The firefighters running in bunker gear—heroes, absolutely, but also a subtle reminder that even our first responders are part of this capitalist circus. They're out there sweating buckets in full gear while spectators cheer them on, probably thinking, "Wow, what dedication!" instead of "Why aren't we funding their departments better so they don't need to do this for attention?" And Kartik Jayaraman holding a child while running? Adorable, but also a safety hazard waiting to happen. Kid's probably thinking, "When do we get to the part where Dad buys me an overpriced race-day T-shirt?"

Then there's the finish line drama. Runners collapsing—not from exhaustion, but from the sheer disappointment of realizing they just paid $50 to run 6.2 miles and all they got was a medal made in China. Allie Ostrander celebrating her win like she just overthrew a government, when in reality, she just outran a bunch of amateurs in a sponsored event. And the national anthem—because nothing gets the blood pumping like standing still for two minutes before you start moving. It's all so performative, like a dystopian parade where everyone's a willing extra in a commercial for "community."

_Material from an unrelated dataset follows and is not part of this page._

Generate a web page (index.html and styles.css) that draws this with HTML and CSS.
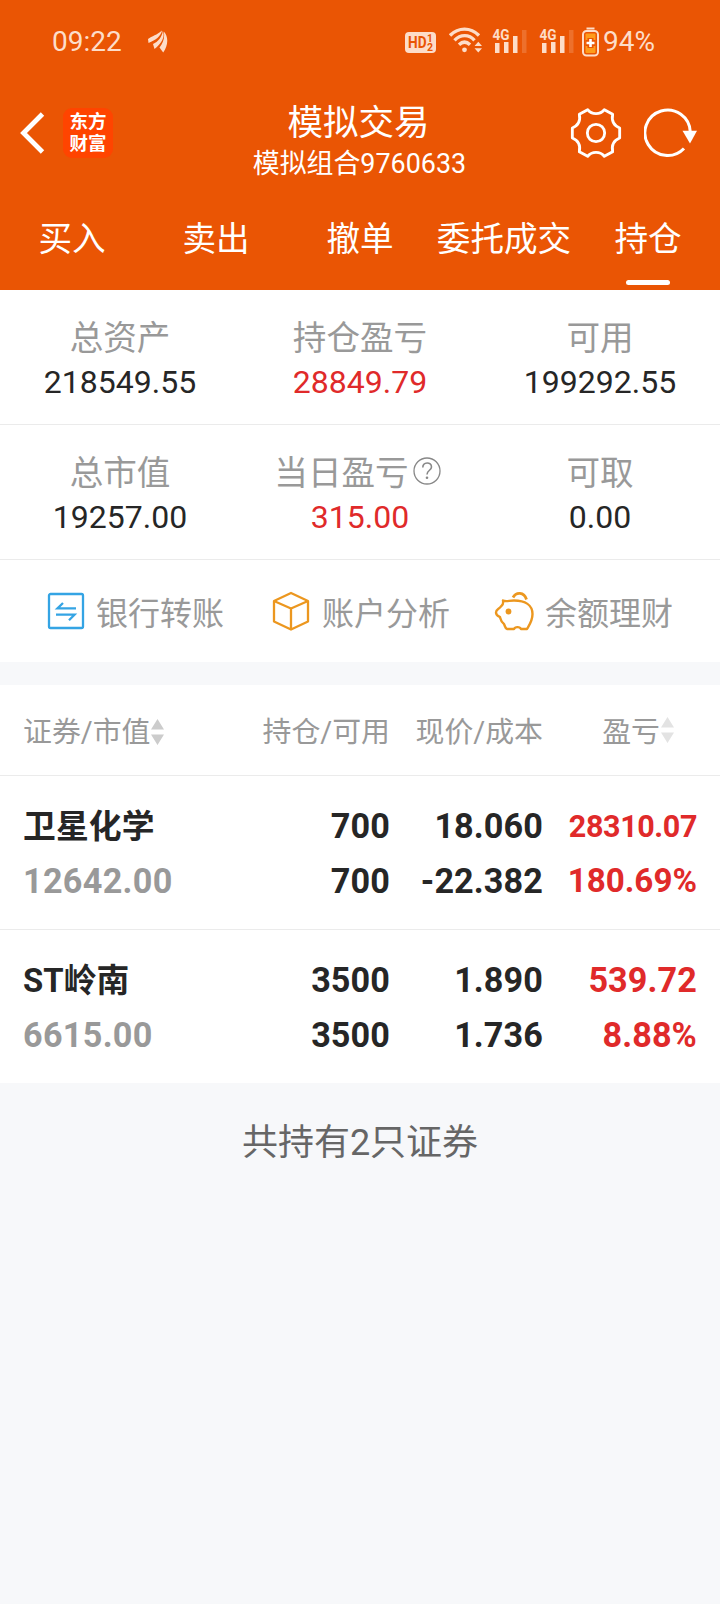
FILE: index.html
```
<!DOCTYPE html>
<html lang="zh-CN">
<head>
    <meta charset="UTF-8">
    <meta name="viewport" content="width=device-width, initial-scale=1.0">
    <title>模拟交易</title>
    <link rel="stylesheet" href="styles.css">
</head>
<body>
    <header class="header">
        <div class="status">
            <span class="time">09:22</span>
            <svg class="notice" width="20" height="23" viewBox="0 0 20 23">
                <path d="M0 9C4 6 9 5 14 0.500C13 6 8 10 0.500 13ZM5 14C10 12 14 7 14.800 1C17.500 7 13 14 6.500 19ZM11.500 17.500C15 13 17 8 15.800 1.500C21 7 20 16 15.200 22.500Z"/>
            </svg>
            <div class="status-icons">
                <svg class="hd" width="31" height="21" viewBox="0 0 31 21">
                    <rect width="31" height="21" rx="4" fill="#fdddc9"/>
                    <text x="3" y="16.200" font-size="16" font-weight="700" textLength="18.500" lengthAdjust="spacingAndGlyphs">HD</text>
                    <text x="22" y="10" font-size="10" font-weight="700">1</text>
                    <text x="22" y="18.800" font-size="10.500" font-weight="700">2</text>
                </svg>
                <svg class="wifi" width="34" height="26" viewBox="0 0 34 26">
                    <g fill="none" stroke="#fdddc9" stroke-width="3.4">
                        <path d="M1 8.500C9.500 0 21.500 0 30 8.500"/>
                        <path d="M5.500 13.300C11.500 7 20 7 25.500 13.300"/>
                        <path d="M10 17.800C13.500 14.400 17.500 14.400 21 17.800"/>
                    </g>
                    <circle cx="15.500" cy="22.800" r="2.400" fill="#fdddc9"/>
                    <path d="M25.500 19L29.300 14.800L33 19ZM25.500 21.300L29.300 25.500L33 21.300Z" fill="#fdddc9"/>
                </svg>
                <svg class="signal" width="35" height="30" viewBox="0 0 35 30">
                    <path d="M3 19H7.500V29H3ZM12 18H16.500V29H12ZM21 12H25.500V29H21Z" fill="#fdddc9"/>
                    <path d="M30 6H34.500V29H30Z" fill="#fff" opacity=".16"/>
                    <text x="0.500" y="16" font-size="15" font-weight="700" textLength="17" lengthAdjust="spacingAndGlyphs">4G</text>
                </svg>
                <svg class="signal" width="35" height="30" viewBox="0 0 35 30">
                    <path d="M3 19H7.500V29H3ZM12 18H16.500V29H12ZM21 12H25.500V29H21Z" fill="#fdddc9"/>
                    <path d="M30 6H34.500V29H30Z" fill="#fff" opacity=".16"/>
                    <text x="0.500" y="16" font-size="15" font-weight="700" textLength="17" lengthAdjust="spacingAndGlyphs">4G</text>
                </svg>
                <svg class="battery" width="17" height="30" viewBox="0 0 17 30">
                    <path d="M4.500 1.500H12.500" stroke="#fdddc9" stroke-width="2"/>
                    <rect x="1" y="4" width="15" height="24.500" rx="3.500" fill="none" stroke="#fdddc9" stroke-width="2"/>
                    <rect x="3.500" y="6.500" width="10" height="19.500" rx="1" fill="#ff9c1a"/>
                    <path d="M8.500 11V21M3.500 16H13.500" stroke="#ea5504" stroke-width="6"/>
                    <path d="M8.500 12V20M4.500 16H12.500" stroke="#fff" stroke-width="2.600"/>
                </svg>
            </div>
            <span class="percent">94%</span>
        </div>

        <div class="nav">
            <div class="nav-side">
                <svg class="back" width="26" height="44" viewBox="0 0 26 44">
                    <path d="M23.500 3L4.500 22L23.500 41" fill="none" stroke="#fff" stroke-width="4.800"/>
                </svg>
                <div class="logo">东方<br>财富</div>
            </div>
            <div class="nav-title">
                <h1>模拟交易</h1>
                <p>模拟组合9760633</p>
            </div>
            <div class="nav-side right">
                <svg width="52" height="52" viewBox="-78 -78 156 156">
                    <g fill="none" stroke="#fff" stroke-width="8.500" stroke-linejoin="round">
                        <path d="M25 -70L50 -56C46 -36 54 -22 71 -15V15C54 22 46 36 50 56L25 70C13 54 -13 54 -25 70L-50 56C-46 36 -54 22 -71 15V-15C-54 -22 -46 -36 -50 -56L-25 -70C-13 -54 13 -54 25 -70Z"/>
                        <circle r="26"/>
                    </g>
                </svg>
                <svg width="54" height="52" viewBox="0 0 54 52">
                    <path d="M46.300 25A22.700 22.700 0 1 0 40 41.500" fill="none" stroke="#fff" stroke-width="3"/>
                    <path d="M38.500 23.700H53L46 36.500Z" fill="#fff"/>
                </svg>
            </div>
        </div>

        <nav class="tabs">
            <a>买入</a>
            <a>卖出</a>
            <a>撤单</a>
            <a>委托成交</a>
            <a class="active">持仓</a>
        </nav>
    </header>

    <section class="assets">
        <div class="asset">
            <div class="label">总资产</div>
            <div class="value">218549.55</div>
        </div>
        <div class="asset">
            <div class="label">持仓盈亏</div>
            <div class="value red">28849.79</div>
        </div>
        <div class="asset">
            <div class="label">可用</div>
            <div class="value">199292.55</div>
        </div>
    </section>
    <section class="assets">
        <div class="asset">
            <div class="label">总市值</div>
            <div class="value">19257.00</div>
        </div>
        <div class="asset">
            <div class="label with-help">当日盈亏
                <svg class="help" width="28" height="28" viewBox="0 0 28 28">
                    <g fill="none" stroke="#888">
                        <circle cx="14" cy="14" r="13" stroke-width="1.300"/>
                        <path d="M9.800 10.500C9.800 4.500 18.500 4.500 18.500 10C18.500 13.300 14 13.300 14 17.500" stroke-width="1.600"/>
                    </g>
                    <circle cx="14" cy="20.800" r="1.300" fill="#888"/>
                </svg>
            </div>
            <div class="value red">315.00</div>
        </div>
        <div class="asset">
            <div class="label">可取</div>
            <div class="value">0.00</div>
        </div>
    </section>

    <section class="links">
        <a class="link">
            <svg width="38" height="40" viewBox="0 0 38 40">
                <g fill="none" stroke="#34a4e4" stroke-width="2.300">
                    <rect x="2" y="3" width="34" height="34" rx="1.500"/>
                    <path d="M29 17.300H10.500L16 12M9 23.700H27.500L22 29.200"/>
                </g>
            </svg>
            银行转账
        </a>
        <a class="link">
            <svg width="38" height="40" viewBox="0 0 38 40">
                <path d="M19 2L36 10V30.500L19 38.500L2 30.500V10ZM2 10L19 17.500L36 10M19 17.500V38.500" fill="none" stroke="#ec971f" stroke-width="2.300" stroke-linejoin="round"/>
            </svg>
            账户分析
        </a>
        <a class="link">
            <svg width="40" height="40" viewBox="0 0 40 40">
                <g fill="none" stroke="#ec971f" stroke-width="2.400" stroke-linejoin="round">
                    <path d="M9 9.500C12 11 15 9.500 20 9.500C31 9.500 38.500 14 38.500 23C38.500 30 35 34.500 33 38H27C26 35.500 21 35.500 20 38H13C11 37 11 35 10 33C7 31 7 30 6 26C4 25 2 24.500 2 21.500C2 18.500 4 18.500 6 16.500C8 14 10 14 9 9.500Z"/>
                    <path d="M19 6.500C22 1 30 0.500 32.500 8.500" stroke-width="2.800"/>
                </g>
                <circle cx="14.500" cy="20.500" r="2.900" fill="#ec971f"/>
            </svg>
            余额理财
        </a>
    </section>

    <main class="holdings">
        <div class="row head">
            <div class="cell">证券/市值<svg class="sort" width="13" height="26" viewBox="0 0 13 26"><path d="M0 10.500L6.500 0L13 10.500ZM0 15.500L6.500 26L13 15.500Z" fill="#ccc"/></svg></div>
            <div class="cell">持仓/可用</div>
            <div class="cell">现价/成本</div>
            <div class="cell profit">盈亏<svg class="sort" width="13" height="26" viewBox="0 0 13 26"><path d="M0 10.500L6.500 0L13 10.500ZM0 15.500L6.500 26L13 15.500Z" fill="#e3e3e3"/></svg></div>
        </div>
        <div class="row">
            <div class="cell"><b class="name">卫星化学</b><b class="gray">12642.00</b></div>
            <div class="cell"><b>700</b><b>700</b></div>
            <div class="cell"><b>18.060</b><b>-22.382</b></div>
            <div class="cell red"><b class="small">28310.07</b><b class="mid">180.69%</b></div>
        </div>
        <div class="row">
            <div class="cell"><b class="name">ST岭南</b><b class="gray">6615.00</b></div>
            <div class="cell"><b>3500</b><b>3500</b></div>
            <div class="cell"><b>1.890</b><b>1.736</b></div>
            <div class="cell red"><b>539.72</b><b>8.88%</b></div>
        </div>
    </main>

    <p class="total">共持有2只证券</p>
</body>
</html>
```
FILE: styles.css
```
* {
    box-sizing: border-box;
}

body {
    margin: 0;
    min-height: 1604px;
    background: #f7f8fa;
    color: #262626;
    font-family: Roboto, "Noto Sans CJK SC", sans-serif;
}

svg {
    display: block;
    flex: none;
}

.header {
    height: 290px;
    background: #ea5504;
    color: #fff;
}

/* 状态栏 */
.status {
    display: flex;
    align-items: center;
    height: 83px;
    padding-left: 52px;
    color: #fdddc9;
    font-size: 28px;
}

.time {
    width: 96px;
}

.notice {
    fill: #fdddc9;
}

.status-icons {
    display: flex;
    align-items: center;
    margin-left: 237px;
}

.status-icons text {
    font-family: Roboto, sans-serif;
    fill: #fdddc9;
}

.status-icons .hd text {
    fill: #ea5504;
}

.hd {
    margin-top: 1px;
}

.wifi {
    margin: 0 9px 4px 13px;
}

.signal {
    margin: 0 12px 5px 0;
}

.battery {
    margin-left: -4px;
}

.percent {
    margin-left: 4px;
}

/* 导航栏 */
.nav {
    display: grid;
    grid-template-columns: 180px 1fr 180px;
    height: 100px;
}

.nav-side {
    display: flex;
    align-items: center;
    padding-left: 19px;
}

.nav-side.right {
    gap: 22px;
    padding-left: 30px;
}

.logo {
    width: 50px;
    height: 50px;
    margin-left: 18px;
    padding-top: 3px;
    border-radius: 9px;
    background: #ff4400;
    font-size: 18.5px;
    font-weight: 700;
    line-height: 22px;
    text-align: center;
}

.nav-title {
    padding-top: 18px;
    text-align: center;
}

.nav-title h1 {
    margin: 0 3px 0 0;
    font-size: 35.5px;
    font-weight: 400;
    line-height: 44px;
}

.nav-title p {
    margin: 0 1px 0 0;
    font-size: 26.9px;
    line-height: 38px;
}

.tabs {
    display: grid;
    grid-template-columns: repeat(5, 1fr);
    height: 107px;
    font-size: 33.6px;
    line-height: 114px;
    text-align: center;
}

.tabs a {
    position: relative;
}

.tabs .active::after {
    content: "";
    position: absolute;
    left: 50px;
    top: 97px;
    width: 44px;
    height: 5px;
    border-radius: 3px;
    background: #fff;
}

/* 资产概览 */
.assets {
    display: grid;
    grid-template-columns: repeat(3, 1fr);
    height: 135px;
    padding-top: 26px;
    border-bottom: 1px solid #ebebeb;
    background: #fff;
    text-align: center;
}

.label {
    height: 44px;
    color: #999;
    font-size: 33.6px;
    line-height: 46px;
}

.with-help {
    display: flex;
    justify-content: center;
    margin-left: -5px;
}

.help {
    margin: 6px 0 0 4px;
}

.value {
    font-size: 32px;
    line-height: 45px;
}

.red {
    color: #e02a2a;
}

.links {
    display: flex;
    justify-content: space-between;
    height: 102px;
    padding: 0 47px;
    background: #fff;
    color: #999;
    font-size: 32px;
}

.link {
    display: flex;
    align-items: center;
    gap: 11px;
}

.link:nth-child(2) {
    gap: 12px;
    margin-left: 4px;
}

/* 持仓列表 */
.holdings {
    margin-top: 23px;
    background: #fff;
}

.row {
    display: grid;
    grid-template-columns: 197px 170px 153px 154px;
    height: 154px;
    padding: 23px 0 0 23px;
    border-bottom: 1px solid #ebebeb;
    font-size: 34.2px;
    line-height: 55px;
    text-align: right;
}

.row:last-child {
    height: 153px;
    border-bottom: 0;
}

.row.head {
    height: 91px;
    padding-top: 0;
    color: #999;
    font-size: 28.9px;
    line-height: 94px;
}

.head .cell {
    display: flex;
    align-items: center;
    justify-content: flex-end;
}

.cell:first-child {
    justify-content: flex-start;
    text-align: left;
}

.head .profit {
    padding-right: 23px;
}

.sort {
    margin-left: 1px;
}

.profit .sort {
    margin-bottom: 4px;
}

.cell b {
    display: block;
    white-space: nowrap;
    letter-spacing: .1px;
}

.cell .name {
    height: 55px;
    font-size: 32.8px;
    line-height: 57px;
}

.cell .gray {
    color: #999;
    letter-spacing: .3px;
}

.cell .small {
    font-size: 30.5px;
    letter-spacing: -.4px;
}

.cell .mid {
    font-size: 33.2px;
    line-height: 54px;
    letter-spacing: 0;
}

.total {
    margin: 33px 0 0;
    color: #666;
    font-size: 36px;
    line-height: 54px;
    text-align: center;
}
```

Spectators like Becca Wang from Houston cheering on friends—cool, but also contributing to traffic and rising Airbnb prices. And the photographers? Jay Janner and Aaron E. Martinez are out there capturing "moments in the lives of everyday people," but let's call it what it is: documenting the slow death of Austin's soul. Every photo is a testament to how we've sold our city to the highest bidder, one race at a time.

In the end, the Cap10K isn't about fitness or community; it's a carefully curated event where everyone plays their part in the gentrification playbook. Runners get their endorphin rush, sponsors get their brand exposure, and the rest of us get pushed further east. Next year, I'm organizing a counter-race: the Anti-Cap10K, where we run from developers and high rents. No sponsors, no medals—just pure, unadulterated rage. Meet me at the punk house. We'll see who collapses first.